National Geographic Museum – “Tomb of Christ: The Church of the Holy Sepulchre Experience”
Client: National Geographic Society
Location: Washington D.C., USA
The National Geographic Museum in Washington DC features an impressive rotation of immersive temporary exhibitions. In November 2017, the museum became home to its first 3D virtual exhibition, “Tomb of Christ: The Church of the Holy Sepulchre Experience,” an immersive and fascinating journey through the incredible beauty and dramatic history of what is believed to be the ancient site of Jesus Christ’s burial and resurrection.

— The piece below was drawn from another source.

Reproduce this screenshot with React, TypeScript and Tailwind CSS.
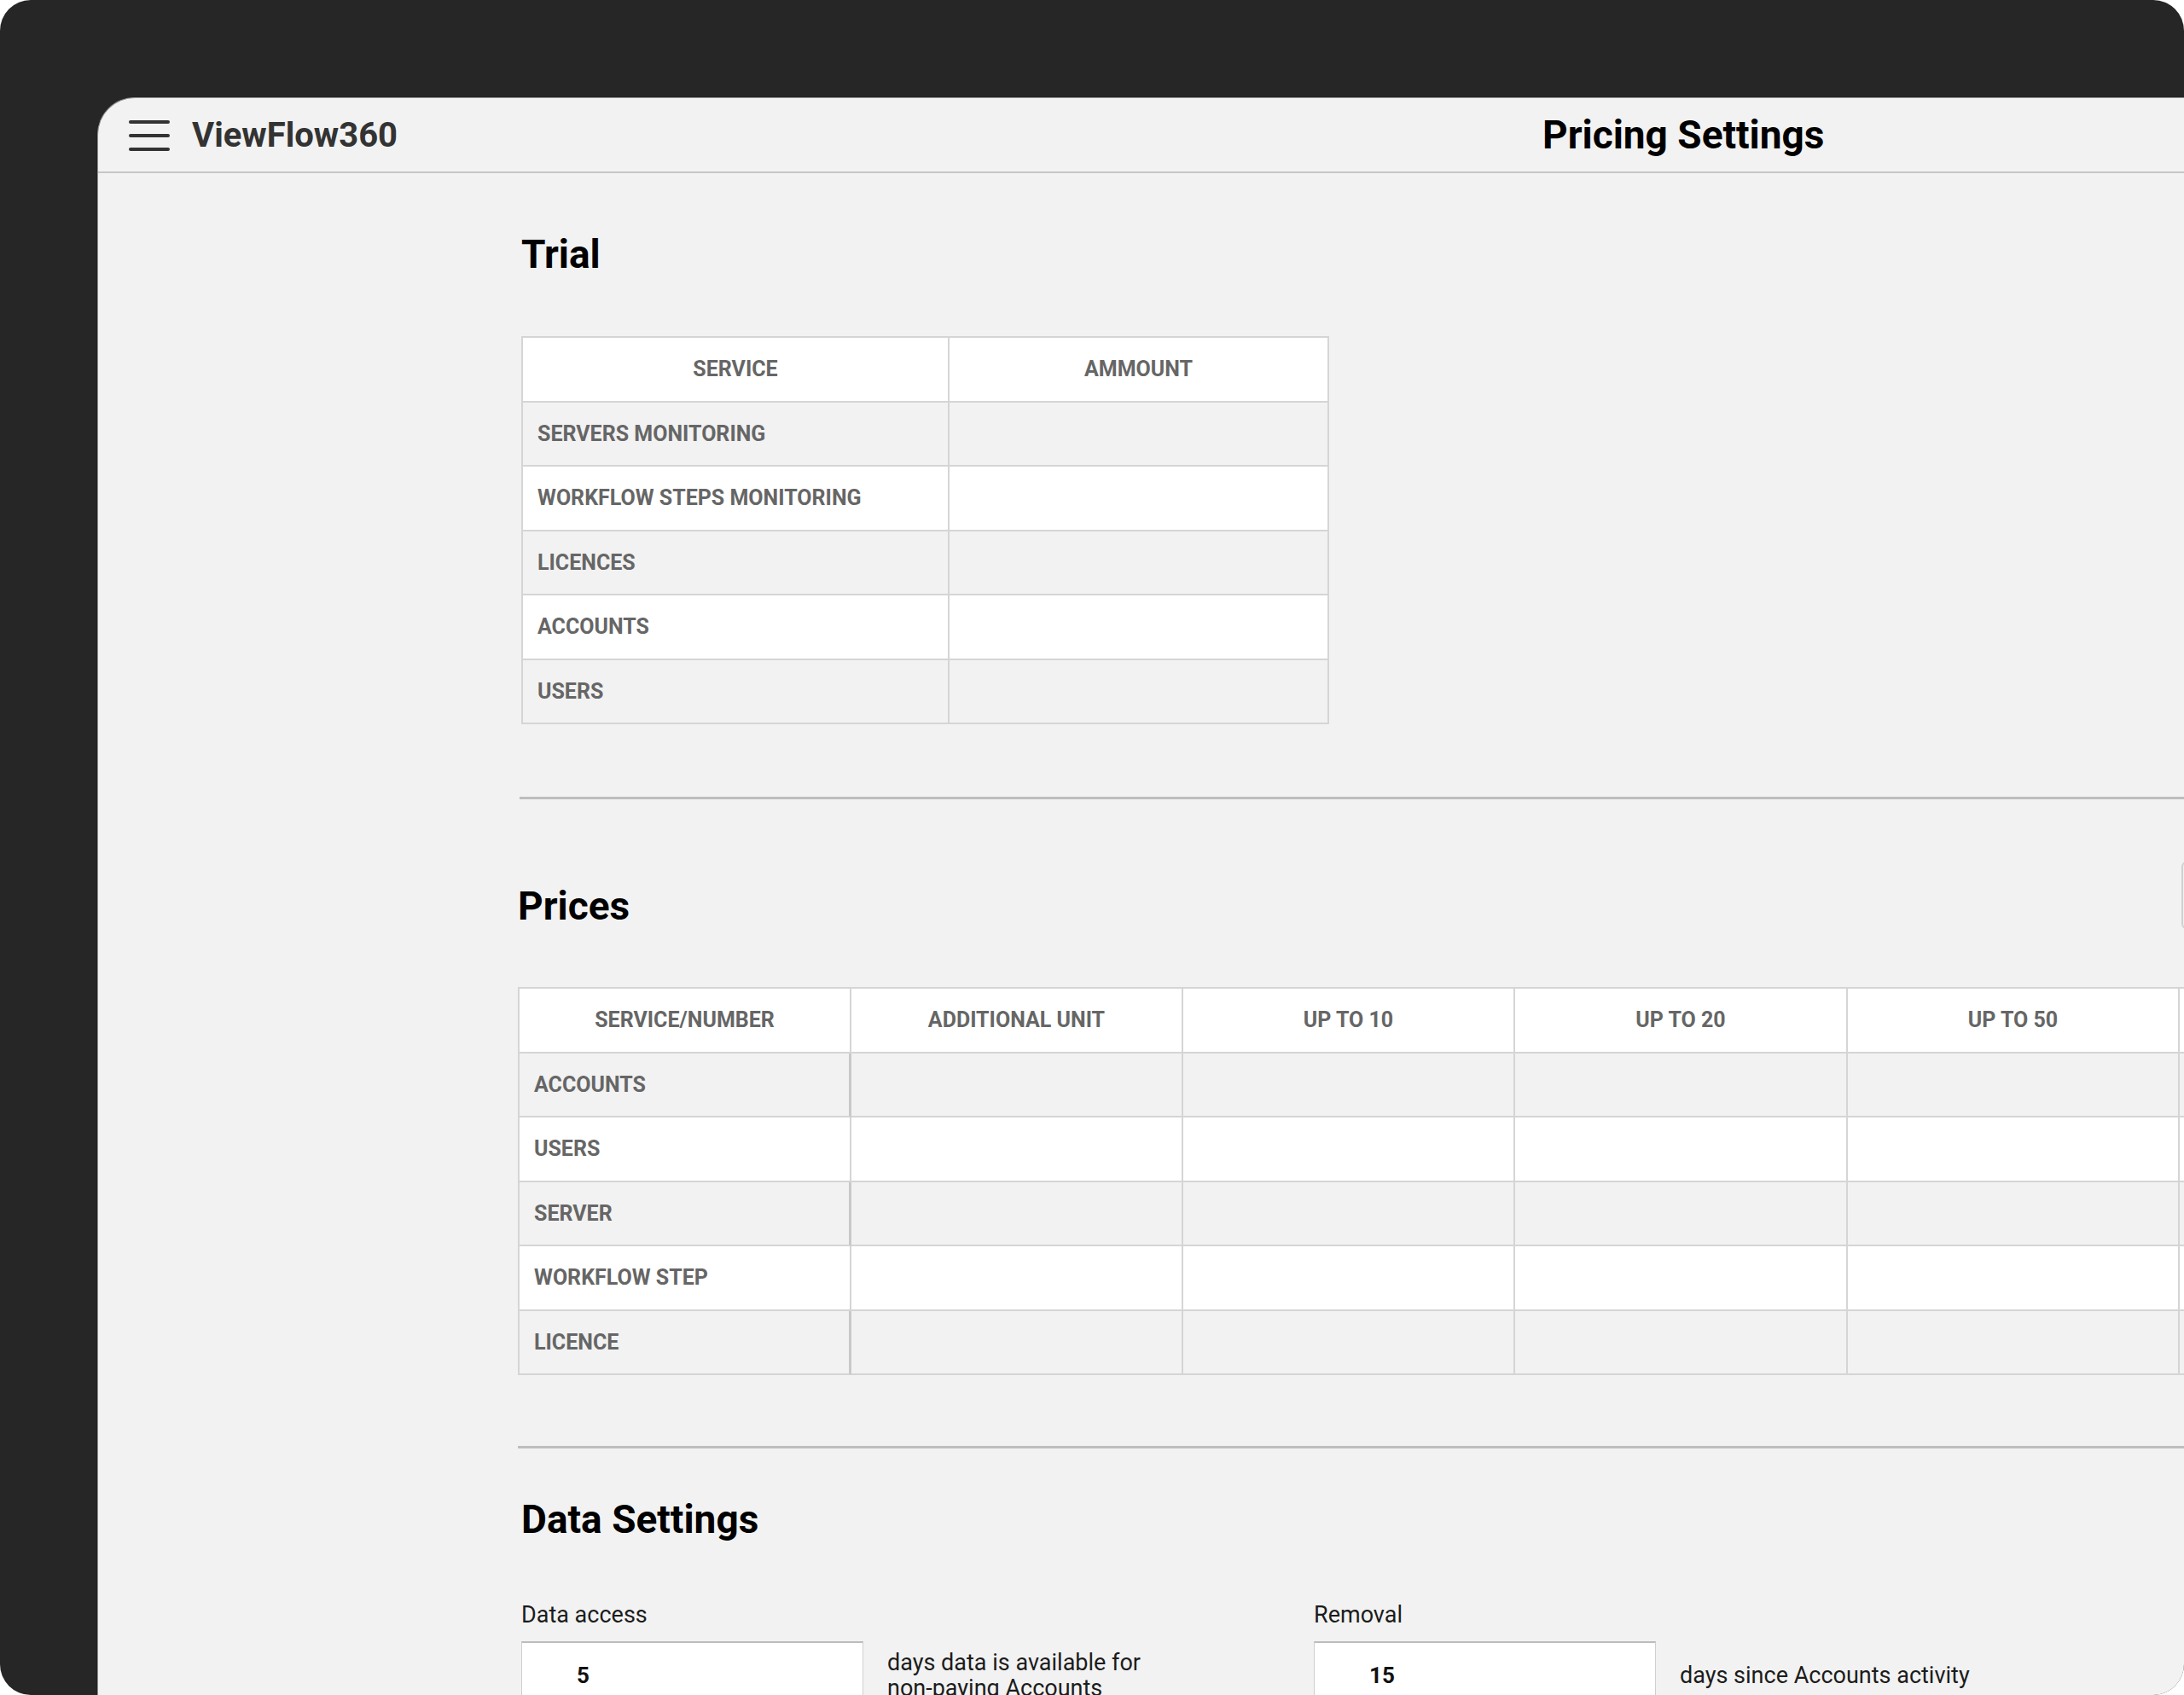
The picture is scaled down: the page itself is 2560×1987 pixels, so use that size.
import React from "react";

const trialRows = [
  "SERVERS MONITORING",
  "WORKFLOW STEPS MONITORING",
  "LICENCES",
  "ACCOUNTS",
  "USERS",
];

// last column runs past the screen edge, so its label is never visible
const priceCols = ["SERVICE/NUMBER", "ADDITIONAL UNIT", "UP TO 10", "UP TO 20", "UP TO 50", ""];

const priceRows = ["ACCOUNTS", "USERS", "SERVER", "WORKFLOW STEP", "LICENCE"];

function Hamburger() {
  return (
    <svg width="48" height="38" viewBox="0 0 48 38" className="shrink-0">
      <g stroke="#333333" strokeWidth="4" strokeLinecap="round">
        <line x1="2" y1="3" x2="46" y2="3" />
        <line x1="2" y1="19" x2="46" y2="19" />
        <line x1="2" y1="35" x2="46" y2="35" />
      </g>
    </svg>
  );
}

function SectionTitle({ children, className = "" }: { children: React.ReactNode; className?: string }) {
  return (
    <h2 className={`text-[46px] leading-none font-bold text-black ${className}`}>
      {children}
    </h2>
  );
}

function TrialTable() {
  return (
    <div className="grid grid-cols-[500px_445px] w-fit border-l-2 border-t-2 border-[#d5d5d5] text-[25px] font-bold text-[#666666]">
      <div className="h-[75.5px] flex items-center justify-center bg-white border-r-2 border-b-2 border-[#d5d5d5]">
        SERVICE
      </div>
      <div className="h-[75.5px] flex items-center justify-center bg-white border-r-2 border-b-2 border-[#d5d5d5]">
        AMMOUNT
      </div>
      {trialRows.map((r, i) => (
        <React.Fragment key={r}>
          <div
            className={`h-[75.5px] flex items-center pl-[17px] border-r-2 border-b-2 border-[#d5d5d5] ${
              i % 2 === 0 ? "bg-[#f2f2f2]" : "bg-white"
            }`}
          >
            {r}
          </div>
          <div
            className={`h-[75.5px] border-r-2 border-b-2 border-[#d5d5d5] ${
              i % 2 === 0 ? "bg-[#f2f2f2]" : "bg-white"
            }`}
          />
        </React.Fragment>
      ))}
    </div>
  );
}

function PricesTable() {
  return (
    <div className="grid grid-cols-[389px_389px_389px_390px_389px_389px] w-max border-l-2 border-t-2 border-[#d5d5d5] text-[25px] font-bold text-[#666666]">
      {priceCols.map((c, i) => (
        <div
          key={i}
          className="h-[75.5px] flex items-center justify-center bg-white border-r-2 border-b-2 border-[#d5d5d5]"
        >
          {c}
        </div>
      ))}
      {priceRows.map((r, i) => (
        <React.Fragment key={r}>
          <div
            className={`h-[75.5px] flex items-center pl-[17px] border-b-2 border-[#d5d5d5] ${
              i % 2 === 0
                ? "bg-[#f2f2f2] border-r-[3px] border-r-[#c9c9c9]"
                : "bg-white border-r-2"
            }`}
          >
            {r}
          </div>
          {priceCols.slice(1).map((_, j) => (
            <div
              key={j}
              className={`h-[75.5px] border-r-2 border-b-2 border-[#d5d5d5] ${
                i % 2 === 0 ? "bg-[#f2f2f2]" : "bg-white"
              }`}
            />
          ))}
        </React.Fragment>
      ))}
    </div>
  );
}

function DayField({
  label,
  value,
  text,
  className = "",
}: {
  label: string;
  value: string;
  text: string;
  className?: string;
}) {
  return (
    <div className={className}>
      <div className="text-[27px] leading-none text-[#1c1c1c]">{label}</div>
      <div className="mt-[17px] flex items-center gap-[28px]">
        <div className="w-[401px] h-[80px] shrink-0 flex items-center pl-[64px] bg-white border border-[#cfcfcf] border-t-2 border-t-[#bcbcbc] text-[26px] font-bold text-[#111111]">
          {value}
        </div>
        <div className="w-[340px] text-[27px] leading-[30px] text-[#1c1c1c]">{text}</div>
      </div>
    </div>
  );
}

export default function App() {
  return (
    <div className="min-h-screen bg-white font-[Roboto,sans-serif]">
      <div className="w-[2560px] h-[1987px] rounded-[36px] bg-[#262626] pt-[114px] pl-[114px] overflow-hidden">
        <div className="h-full bg-[#f2f2f2] rounded-tl-[44px] border-l border-t border-[#8e8e8e] overflow-hidden">
          {/* Header */}
          <header className="flex items-center h-[88px] border-b-2 border-[#c6c6c6]">
            <div className="w-[1693px] shrink-0 flex items-center gap-[26px] pl-[36px] pt-[2px]">
              <Hamburger />
              <span className="text-[40px] font-bold text-[#333333] leading-none">ViewFlow360</span>
            </div>
            <h1 className="text-[46px] font-bold text-black leading-none whitespace-nowrap">
              Pricing Settings
            </h1>
          </header>

          <main className="pl-[492px]">
            {/* Trial */}
            <SectionTitle className="mt-[72px] ml-[4px]">Trial</SectionTitle>
            <div className="mt-[73px] ml-[4px]">
              <TrialTable />
            </div>

            <div className="mt-[85px] ml-[2px] h-[3px] bg-[#bebebe]" />

            {/* Prices */}
            <div className="mt-[73px] grid grid-cols-[1950px_auto] items-start">
              <SectionTitle className="mt-[29px]">Prices</SectionTitle>
              <div className="w-[200px] h-[79px] rounded-[6px] border-2 border-[#d0d0d0]" />
            </div>
            <div className="mt-[68px]">
              <PricesTable />
            </div>

            <div className="mt-[83px] h-[3px] bg-[#bebebe]" />

            {/* Data Settings */}
            <SectionTitle className="mt-[60px] ml-[4px]">Data Settings</SectionTitle>
            <div className="mt-[76px] flex">
              <DayField
                className="w-[929px] ml-[4px]"
                label="Data access"
                value="5"
                text="days data is available for non-paying Accounts"
              />
              <DayField label="Removal" value="15" text="days since Accounts activity" />
            </div>
          </main>
        </div>
      </div>
    </div>
  );
}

Following a historic restoration of this holy structure, as featured throughout various National Geographic Channel programs, Falcon’s Creative Group was hired to create an exhibition experience that would transport guests to one of Jerusalem’s most reverent sites to uncover the abundant history and enduring mysteries of this religious and cultural landmark.
During the restoration and renovation efforts, state-of-the-art LIDAR and photogrammetry technology was used to capture nearly every inch of the church’s architectural anatomy.
These supremely precise scans were then utilized by the Falcon’s team as they led the efforts in planning the guest experience within National Geographic’s existing museum space.
Falcon’s was honored to have been entrusted with such a profound and meaningful subject matter and worked hard to achieve the historical accuracy and academic credibility that is synonymous with the National Geographic brand. Working closely with Dr. Frederick Hiebert, National Geographic Society’s archeologist-in-residence and a member of the renovation team, we collaborated to ensure that every aspect of the experience achieved maximum authenticity, down to the smallest detail.
Photos by Rebecca Hale/National Geographic
The National Geographic immersive exhibition "Tomb of Christ: The Church of the Holy Sepulchre Experience” virtually transports visitors to the Church of the Holy Sepulchre, one of the world's most sacred, ancient monuments. This historic renovation project was featured in National Geographic magazine’s cover story in the December 2017 issue and as part of an episode of Explorer, that aired on December 3, 2017 on National Geographic. The exhibition will be open at the National Geographic Museum from Nov. 15, 2017 through fall of 2018.